Glenn L. Archer, Jr., Asst. Atty. Gen., Michael L. Paup, Ann Belanger Durney, John A. Dudeck, Jr., Attys., Tax Div., Dept. of Justice, Washington, D.C., for appellee.

Jeffrey R. Hannig, Gunhus, Grinnell, Klinger, Swenson & Guy, Barry Hogan, Moorhead, Minn., for appellants.

Before LAY, Chief Judge, FLOYD R. GIBSON, Senior Circuit Judge, and BRIGHT, Circuit Judge.

LAY, Chief Judge.

Taxpayers Lyle and Donna Simonson appeal an order of the district court1  granting summary judgment in favor of the United States and denying the Simonsons' cross motion for summary judgment. We affirm.


Taxpayers worked at the American Crystal Sugar plant in Moorhead, Minnesota from the mid-1970's through 1980. In December of 1979, the Simonsons purchased a semi-truck and trailer from a trucker who hauled grain between Mahnomen, Minnesota and Duluth, Minnesota. The truck and trailer were ready to be placed into service on the date of purchase. Although taxpayers had never hauled grain for profit before, Lyle Simonson intended to quit his job and start a grain hauling business as soon as practicable.

In January of 1980, former President Carter imposed an embargo on the selling of grain to the Soviet Union. Grain hauling activity between Mahnomen and Duluth decreased markedly. The Simonsons decided not to enter the grain hauling business, and Lyle retained his job at American Crystal Sugar. Taxpayers never used the truck and trailer for any profit-making activity, and sold the property in 1982.

Taxpayers claimed investment tax credits and deductions for depreciation and business operating expenses relating to the truck and trailer on their 1979 and 1980 tax returns. The Simonsons also amended their 1976 and 1977 returns to carry back excess investment tax credit. On audit, the Commissioner of Internal Revenue disallowed their claimed deductions and tax credits. The Simonsons paid the amount of the tax deficiency, interest, and penalties, and filed timely refund claims. Following denial of their claims, taxpayers brought suit in the district court. The district court granted summary judgment in favor of the government and dismissed the Simonsons' suit for refund.
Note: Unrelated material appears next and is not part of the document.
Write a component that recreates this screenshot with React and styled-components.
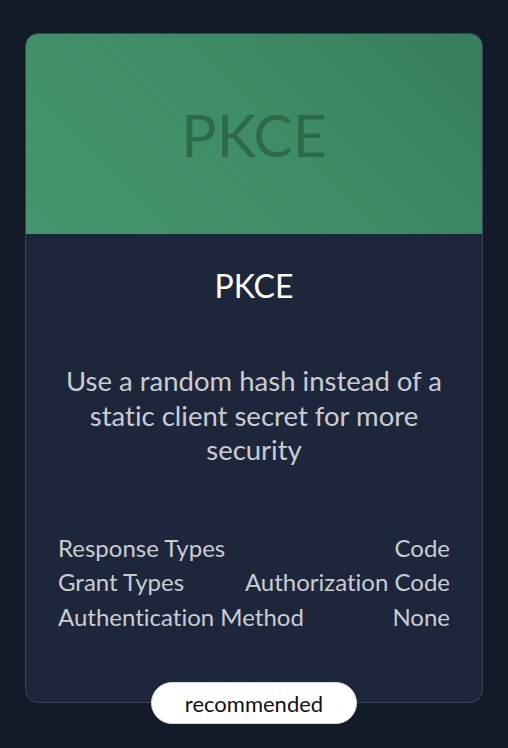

The Simonsons contend that they are entitled to depreciation deductions on a truck and trailer purchased with the intent to start a grain hauling business, but never used for that or any other profit-making purpose.2  We agree with the government, however, that because taxpayers never engaged in any business involving the truck and trailer, they cannot claim depreciation deductions on the property.

Section 167(a) of the Internal Revenue Code of 1954, I.R.C. Sec. 167(a) (1982), provides:

(a) General Rule.

There shall be allowed as a depreciation deduction a reasonable allowance for the exhaustion, wear and tear (including a reasonable allowance for obsolescence)--

(1) of property used in the trade or business, or

* * *

* * *

Taxpayers cannot claim a depreciation deduction unless the truck and trailer were "used in the trade or business." The statutory phrase has been interpreted to mean that the property at issue must be "devoted" to trade or business.3  See Nulex, Inc. v. Commissioner, 30 T.C. 769, 775 (1958). Although idled property once used in trade or business remains in such use until withdrawn or abandoned, unused property purchased for a non-existent future commercial enterprise is not "used for trade or business." See Richmond Television Corp. v. United States, 345 F.2d 901, 909 (4th Cir.), vacated and remanded on another issue, 382 U.S. 68, 86 S. Ct. 233, 15 L. Ed. 2d 143 (1965) (per curiam), reversed on another issue, 354 F.2d 410 (4th Cir. 1965), superseded on another issue, NCNB Corp. v. United States, 684 F.2d 285 (4th Cir. 1982); Petrich v. Commissioner, 40 T.C.M. (CCH) 303 (1980), aff'd by unpublished order, (9th Cir. Mar. 4, 1982); Whitcomb v. Commissioner, 35 T.C.M. (CCH) 793, 800-01 (1976); Nulex, Inc., 30 T.C. at 775.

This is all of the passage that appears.